## Job:
From the entries that follow, pick out all lines holding "this".

## Exercise input:
=-=-=

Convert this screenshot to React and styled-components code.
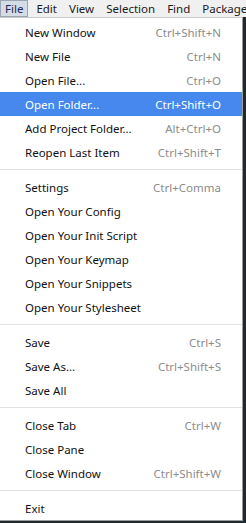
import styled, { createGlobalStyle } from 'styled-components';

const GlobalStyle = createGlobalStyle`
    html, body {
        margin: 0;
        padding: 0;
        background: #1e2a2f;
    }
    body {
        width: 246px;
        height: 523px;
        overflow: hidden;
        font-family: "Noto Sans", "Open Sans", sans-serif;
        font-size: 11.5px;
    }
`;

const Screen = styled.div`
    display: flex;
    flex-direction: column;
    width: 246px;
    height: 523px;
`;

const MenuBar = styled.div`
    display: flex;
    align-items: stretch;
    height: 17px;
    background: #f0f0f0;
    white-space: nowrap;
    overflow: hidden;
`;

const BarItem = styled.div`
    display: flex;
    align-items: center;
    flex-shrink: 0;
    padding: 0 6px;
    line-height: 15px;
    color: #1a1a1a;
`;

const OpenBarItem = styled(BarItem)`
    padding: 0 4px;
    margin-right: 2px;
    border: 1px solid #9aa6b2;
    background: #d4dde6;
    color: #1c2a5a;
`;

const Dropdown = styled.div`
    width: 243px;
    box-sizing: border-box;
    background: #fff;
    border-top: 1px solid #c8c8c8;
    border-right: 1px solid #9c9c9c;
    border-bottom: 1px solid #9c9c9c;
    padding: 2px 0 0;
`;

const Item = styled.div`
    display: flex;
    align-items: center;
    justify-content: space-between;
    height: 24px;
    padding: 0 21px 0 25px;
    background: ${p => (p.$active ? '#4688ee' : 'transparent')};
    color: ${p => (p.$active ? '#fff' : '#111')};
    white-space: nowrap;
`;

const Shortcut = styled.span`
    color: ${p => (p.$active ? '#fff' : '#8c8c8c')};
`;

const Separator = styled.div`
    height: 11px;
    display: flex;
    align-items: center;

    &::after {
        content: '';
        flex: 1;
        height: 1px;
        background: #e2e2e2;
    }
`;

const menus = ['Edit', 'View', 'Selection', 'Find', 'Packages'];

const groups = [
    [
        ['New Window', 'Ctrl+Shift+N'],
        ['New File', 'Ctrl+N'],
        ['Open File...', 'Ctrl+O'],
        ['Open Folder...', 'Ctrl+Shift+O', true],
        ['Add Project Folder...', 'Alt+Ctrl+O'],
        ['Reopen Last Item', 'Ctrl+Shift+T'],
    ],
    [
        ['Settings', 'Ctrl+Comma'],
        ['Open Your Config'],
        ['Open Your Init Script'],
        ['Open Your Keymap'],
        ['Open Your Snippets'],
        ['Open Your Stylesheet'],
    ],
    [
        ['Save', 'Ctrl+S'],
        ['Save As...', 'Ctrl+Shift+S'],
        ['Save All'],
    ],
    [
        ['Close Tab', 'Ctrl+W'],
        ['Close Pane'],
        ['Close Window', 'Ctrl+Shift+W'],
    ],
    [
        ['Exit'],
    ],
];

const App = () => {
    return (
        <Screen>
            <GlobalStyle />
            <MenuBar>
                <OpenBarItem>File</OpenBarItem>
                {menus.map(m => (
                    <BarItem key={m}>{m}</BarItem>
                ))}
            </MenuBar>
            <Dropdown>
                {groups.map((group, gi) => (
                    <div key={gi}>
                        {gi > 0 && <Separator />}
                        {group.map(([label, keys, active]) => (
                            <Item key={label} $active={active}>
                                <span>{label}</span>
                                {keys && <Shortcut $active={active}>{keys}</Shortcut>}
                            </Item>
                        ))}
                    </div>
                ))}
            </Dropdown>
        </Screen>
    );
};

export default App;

=-=-=

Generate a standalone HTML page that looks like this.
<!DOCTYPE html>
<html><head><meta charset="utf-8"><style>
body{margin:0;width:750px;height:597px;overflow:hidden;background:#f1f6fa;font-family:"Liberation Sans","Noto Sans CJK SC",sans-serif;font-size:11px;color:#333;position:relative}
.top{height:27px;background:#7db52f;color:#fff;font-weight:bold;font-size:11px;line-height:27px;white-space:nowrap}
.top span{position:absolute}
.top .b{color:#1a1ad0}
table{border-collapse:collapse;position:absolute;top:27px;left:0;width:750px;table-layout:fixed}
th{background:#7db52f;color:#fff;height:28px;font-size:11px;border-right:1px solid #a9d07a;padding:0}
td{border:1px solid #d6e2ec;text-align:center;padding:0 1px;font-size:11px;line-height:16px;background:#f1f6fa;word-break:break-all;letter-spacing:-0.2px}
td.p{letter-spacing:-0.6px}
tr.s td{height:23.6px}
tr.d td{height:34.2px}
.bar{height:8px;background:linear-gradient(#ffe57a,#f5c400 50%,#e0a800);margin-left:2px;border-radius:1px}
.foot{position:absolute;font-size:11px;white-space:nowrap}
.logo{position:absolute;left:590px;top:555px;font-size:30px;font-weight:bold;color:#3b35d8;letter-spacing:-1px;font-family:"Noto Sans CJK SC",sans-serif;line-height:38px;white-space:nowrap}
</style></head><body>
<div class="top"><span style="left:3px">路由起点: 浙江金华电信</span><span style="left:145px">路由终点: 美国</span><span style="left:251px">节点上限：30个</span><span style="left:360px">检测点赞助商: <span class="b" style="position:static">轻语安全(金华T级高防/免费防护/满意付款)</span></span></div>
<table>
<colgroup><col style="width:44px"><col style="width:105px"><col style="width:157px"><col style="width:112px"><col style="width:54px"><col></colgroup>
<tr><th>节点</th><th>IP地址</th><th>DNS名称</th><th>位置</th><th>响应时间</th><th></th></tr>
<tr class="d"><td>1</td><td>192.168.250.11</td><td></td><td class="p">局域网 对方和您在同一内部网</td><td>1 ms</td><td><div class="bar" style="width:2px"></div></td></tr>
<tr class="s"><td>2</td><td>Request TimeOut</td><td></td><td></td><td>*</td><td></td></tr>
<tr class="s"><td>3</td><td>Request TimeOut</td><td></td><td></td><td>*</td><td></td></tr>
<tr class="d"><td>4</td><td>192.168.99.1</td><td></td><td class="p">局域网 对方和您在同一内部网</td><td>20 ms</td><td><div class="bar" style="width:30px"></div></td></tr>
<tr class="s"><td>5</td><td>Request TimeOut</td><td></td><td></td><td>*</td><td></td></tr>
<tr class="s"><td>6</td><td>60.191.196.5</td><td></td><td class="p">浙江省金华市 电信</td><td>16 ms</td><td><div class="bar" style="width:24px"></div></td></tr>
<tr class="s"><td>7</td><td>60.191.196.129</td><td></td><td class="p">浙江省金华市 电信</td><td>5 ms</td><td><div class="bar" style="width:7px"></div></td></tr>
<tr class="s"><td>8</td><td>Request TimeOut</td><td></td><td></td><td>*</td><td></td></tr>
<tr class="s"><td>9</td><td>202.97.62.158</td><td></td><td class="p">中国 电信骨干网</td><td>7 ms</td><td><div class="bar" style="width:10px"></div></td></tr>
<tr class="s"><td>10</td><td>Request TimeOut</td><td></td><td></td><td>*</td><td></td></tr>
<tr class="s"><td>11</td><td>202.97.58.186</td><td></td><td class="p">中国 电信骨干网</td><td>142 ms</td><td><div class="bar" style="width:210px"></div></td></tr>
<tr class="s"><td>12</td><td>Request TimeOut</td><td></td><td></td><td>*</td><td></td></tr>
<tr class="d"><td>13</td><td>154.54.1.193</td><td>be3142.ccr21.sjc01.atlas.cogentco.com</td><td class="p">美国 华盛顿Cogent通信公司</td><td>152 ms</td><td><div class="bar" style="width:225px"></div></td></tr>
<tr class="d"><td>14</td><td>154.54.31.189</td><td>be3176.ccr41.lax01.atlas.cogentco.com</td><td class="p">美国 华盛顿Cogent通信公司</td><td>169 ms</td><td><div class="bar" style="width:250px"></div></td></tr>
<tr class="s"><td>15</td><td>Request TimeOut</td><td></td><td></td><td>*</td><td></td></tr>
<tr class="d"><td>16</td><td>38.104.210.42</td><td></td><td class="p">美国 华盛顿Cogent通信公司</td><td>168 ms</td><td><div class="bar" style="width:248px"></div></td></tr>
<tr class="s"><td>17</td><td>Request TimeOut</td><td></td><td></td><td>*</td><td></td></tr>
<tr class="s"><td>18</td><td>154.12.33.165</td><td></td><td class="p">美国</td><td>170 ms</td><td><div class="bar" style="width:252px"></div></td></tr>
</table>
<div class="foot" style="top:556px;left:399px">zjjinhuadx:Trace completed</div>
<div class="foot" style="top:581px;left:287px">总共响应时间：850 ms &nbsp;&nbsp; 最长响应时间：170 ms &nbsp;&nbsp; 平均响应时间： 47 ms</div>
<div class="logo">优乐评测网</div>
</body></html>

=-=-=

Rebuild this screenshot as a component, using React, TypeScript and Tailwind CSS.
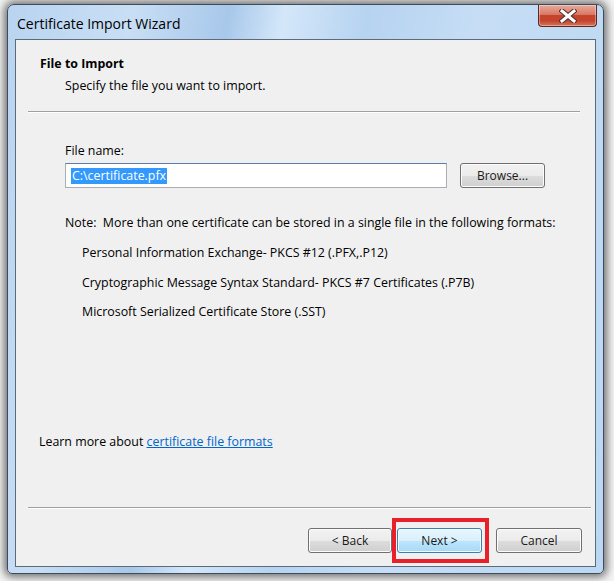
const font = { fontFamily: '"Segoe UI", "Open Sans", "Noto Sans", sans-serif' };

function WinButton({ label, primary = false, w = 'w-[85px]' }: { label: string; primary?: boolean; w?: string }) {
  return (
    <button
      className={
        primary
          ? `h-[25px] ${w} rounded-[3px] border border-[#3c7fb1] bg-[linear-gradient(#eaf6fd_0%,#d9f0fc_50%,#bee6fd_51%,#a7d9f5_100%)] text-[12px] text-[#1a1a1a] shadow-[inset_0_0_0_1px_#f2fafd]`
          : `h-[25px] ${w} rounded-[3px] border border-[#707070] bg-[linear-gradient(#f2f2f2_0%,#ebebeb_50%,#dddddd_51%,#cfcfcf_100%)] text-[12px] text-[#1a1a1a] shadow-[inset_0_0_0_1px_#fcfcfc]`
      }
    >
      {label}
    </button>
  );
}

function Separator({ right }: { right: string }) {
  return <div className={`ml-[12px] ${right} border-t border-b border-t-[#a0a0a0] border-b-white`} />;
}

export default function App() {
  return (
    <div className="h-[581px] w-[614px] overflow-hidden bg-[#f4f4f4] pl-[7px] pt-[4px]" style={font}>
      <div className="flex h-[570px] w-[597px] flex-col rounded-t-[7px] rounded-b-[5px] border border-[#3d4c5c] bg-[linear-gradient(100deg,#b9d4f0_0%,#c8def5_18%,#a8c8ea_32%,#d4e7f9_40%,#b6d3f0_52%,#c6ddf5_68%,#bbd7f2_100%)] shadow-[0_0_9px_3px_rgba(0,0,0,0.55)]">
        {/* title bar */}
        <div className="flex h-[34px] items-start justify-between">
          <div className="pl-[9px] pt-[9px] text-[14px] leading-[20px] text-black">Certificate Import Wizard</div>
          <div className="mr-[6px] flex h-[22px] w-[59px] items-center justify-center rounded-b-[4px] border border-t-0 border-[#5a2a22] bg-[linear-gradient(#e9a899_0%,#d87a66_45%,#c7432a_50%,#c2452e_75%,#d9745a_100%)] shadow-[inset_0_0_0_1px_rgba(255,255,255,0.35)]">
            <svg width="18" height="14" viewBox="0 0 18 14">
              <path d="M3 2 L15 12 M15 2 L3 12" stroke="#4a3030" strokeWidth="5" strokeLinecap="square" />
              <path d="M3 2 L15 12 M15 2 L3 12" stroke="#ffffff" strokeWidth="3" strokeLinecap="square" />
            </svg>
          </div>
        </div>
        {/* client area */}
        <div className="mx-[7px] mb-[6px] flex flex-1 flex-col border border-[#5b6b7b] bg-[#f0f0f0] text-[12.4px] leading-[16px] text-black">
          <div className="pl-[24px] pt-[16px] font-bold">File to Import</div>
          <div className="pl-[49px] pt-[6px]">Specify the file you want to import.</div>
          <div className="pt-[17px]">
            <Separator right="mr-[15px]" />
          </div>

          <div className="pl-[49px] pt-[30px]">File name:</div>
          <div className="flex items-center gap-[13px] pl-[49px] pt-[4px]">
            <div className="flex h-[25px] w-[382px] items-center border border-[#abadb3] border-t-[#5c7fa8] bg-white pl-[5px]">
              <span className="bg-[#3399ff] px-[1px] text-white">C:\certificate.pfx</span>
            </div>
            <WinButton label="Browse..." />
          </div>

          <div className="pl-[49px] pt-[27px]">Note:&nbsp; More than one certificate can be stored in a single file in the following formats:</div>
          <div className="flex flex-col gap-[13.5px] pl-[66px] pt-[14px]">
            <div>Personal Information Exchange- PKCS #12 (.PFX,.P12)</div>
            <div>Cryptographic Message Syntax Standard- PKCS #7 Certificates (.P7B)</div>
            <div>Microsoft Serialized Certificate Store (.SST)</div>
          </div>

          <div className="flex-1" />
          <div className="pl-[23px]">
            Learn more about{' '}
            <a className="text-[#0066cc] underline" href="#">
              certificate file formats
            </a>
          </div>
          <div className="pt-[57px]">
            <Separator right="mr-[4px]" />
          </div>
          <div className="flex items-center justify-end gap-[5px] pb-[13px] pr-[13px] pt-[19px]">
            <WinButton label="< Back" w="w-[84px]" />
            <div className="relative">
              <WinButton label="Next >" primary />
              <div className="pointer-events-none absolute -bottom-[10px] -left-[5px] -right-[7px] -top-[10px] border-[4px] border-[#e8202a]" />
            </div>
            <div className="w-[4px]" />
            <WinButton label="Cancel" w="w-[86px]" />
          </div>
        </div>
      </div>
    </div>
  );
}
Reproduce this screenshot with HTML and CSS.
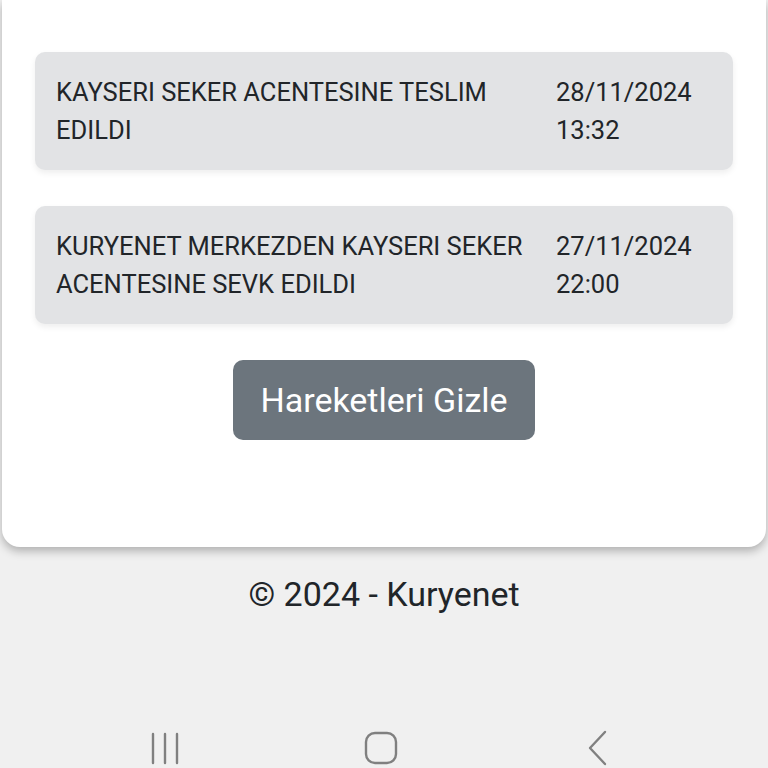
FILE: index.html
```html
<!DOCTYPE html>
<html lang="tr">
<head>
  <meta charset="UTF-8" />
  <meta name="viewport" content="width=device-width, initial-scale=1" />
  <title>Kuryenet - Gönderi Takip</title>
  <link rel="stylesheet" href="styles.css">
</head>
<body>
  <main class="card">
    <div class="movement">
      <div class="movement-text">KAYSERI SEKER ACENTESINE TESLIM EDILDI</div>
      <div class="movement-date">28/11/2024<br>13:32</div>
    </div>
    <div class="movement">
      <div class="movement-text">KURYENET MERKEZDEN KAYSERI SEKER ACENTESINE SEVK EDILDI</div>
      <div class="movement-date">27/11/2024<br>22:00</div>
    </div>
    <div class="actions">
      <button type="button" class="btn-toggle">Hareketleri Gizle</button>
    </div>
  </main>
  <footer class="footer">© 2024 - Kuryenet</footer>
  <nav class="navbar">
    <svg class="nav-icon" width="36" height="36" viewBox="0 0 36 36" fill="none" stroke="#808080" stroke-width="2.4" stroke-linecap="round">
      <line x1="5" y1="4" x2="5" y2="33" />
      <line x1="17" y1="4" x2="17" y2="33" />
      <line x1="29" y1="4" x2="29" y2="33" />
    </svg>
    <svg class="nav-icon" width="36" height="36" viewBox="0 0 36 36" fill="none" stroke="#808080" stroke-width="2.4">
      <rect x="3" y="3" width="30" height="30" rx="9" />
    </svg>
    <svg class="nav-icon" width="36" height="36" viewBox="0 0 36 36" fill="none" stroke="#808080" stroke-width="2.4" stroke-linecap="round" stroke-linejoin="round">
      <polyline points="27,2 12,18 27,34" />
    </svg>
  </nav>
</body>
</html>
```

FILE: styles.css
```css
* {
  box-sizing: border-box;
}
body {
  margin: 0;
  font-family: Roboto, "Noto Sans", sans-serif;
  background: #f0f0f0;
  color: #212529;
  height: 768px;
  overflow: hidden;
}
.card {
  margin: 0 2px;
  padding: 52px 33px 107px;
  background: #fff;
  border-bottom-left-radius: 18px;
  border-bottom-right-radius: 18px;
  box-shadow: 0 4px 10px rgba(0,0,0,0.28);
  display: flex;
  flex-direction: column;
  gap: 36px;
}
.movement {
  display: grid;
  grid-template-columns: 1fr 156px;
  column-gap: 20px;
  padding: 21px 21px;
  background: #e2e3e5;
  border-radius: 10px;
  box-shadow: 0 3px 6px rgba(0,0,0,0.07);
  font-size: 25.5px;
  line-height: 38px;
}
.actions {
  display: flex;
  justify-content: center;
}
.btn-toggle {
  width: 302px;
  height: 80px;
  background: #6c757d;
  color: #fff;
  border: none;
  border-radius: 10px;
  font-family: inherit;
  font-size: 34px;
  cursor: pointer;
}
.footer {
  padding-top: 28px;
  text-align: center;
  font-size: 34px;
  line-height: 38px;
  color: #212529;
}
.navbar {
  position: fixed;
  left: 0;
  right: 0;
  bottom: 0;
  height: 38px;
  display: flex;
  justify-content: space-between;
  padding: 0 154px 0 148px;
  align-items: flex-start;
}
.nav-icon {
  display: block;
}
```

=-=-=

## Final result:
Convert this screenshot to React and styled-components code.
Generate a standalone HTML page that looks like this.
Rebuild this screenshot as a component, using React, TypeScript and Tailwind CSS.
Reproduce this screenshot with HTML and CSS.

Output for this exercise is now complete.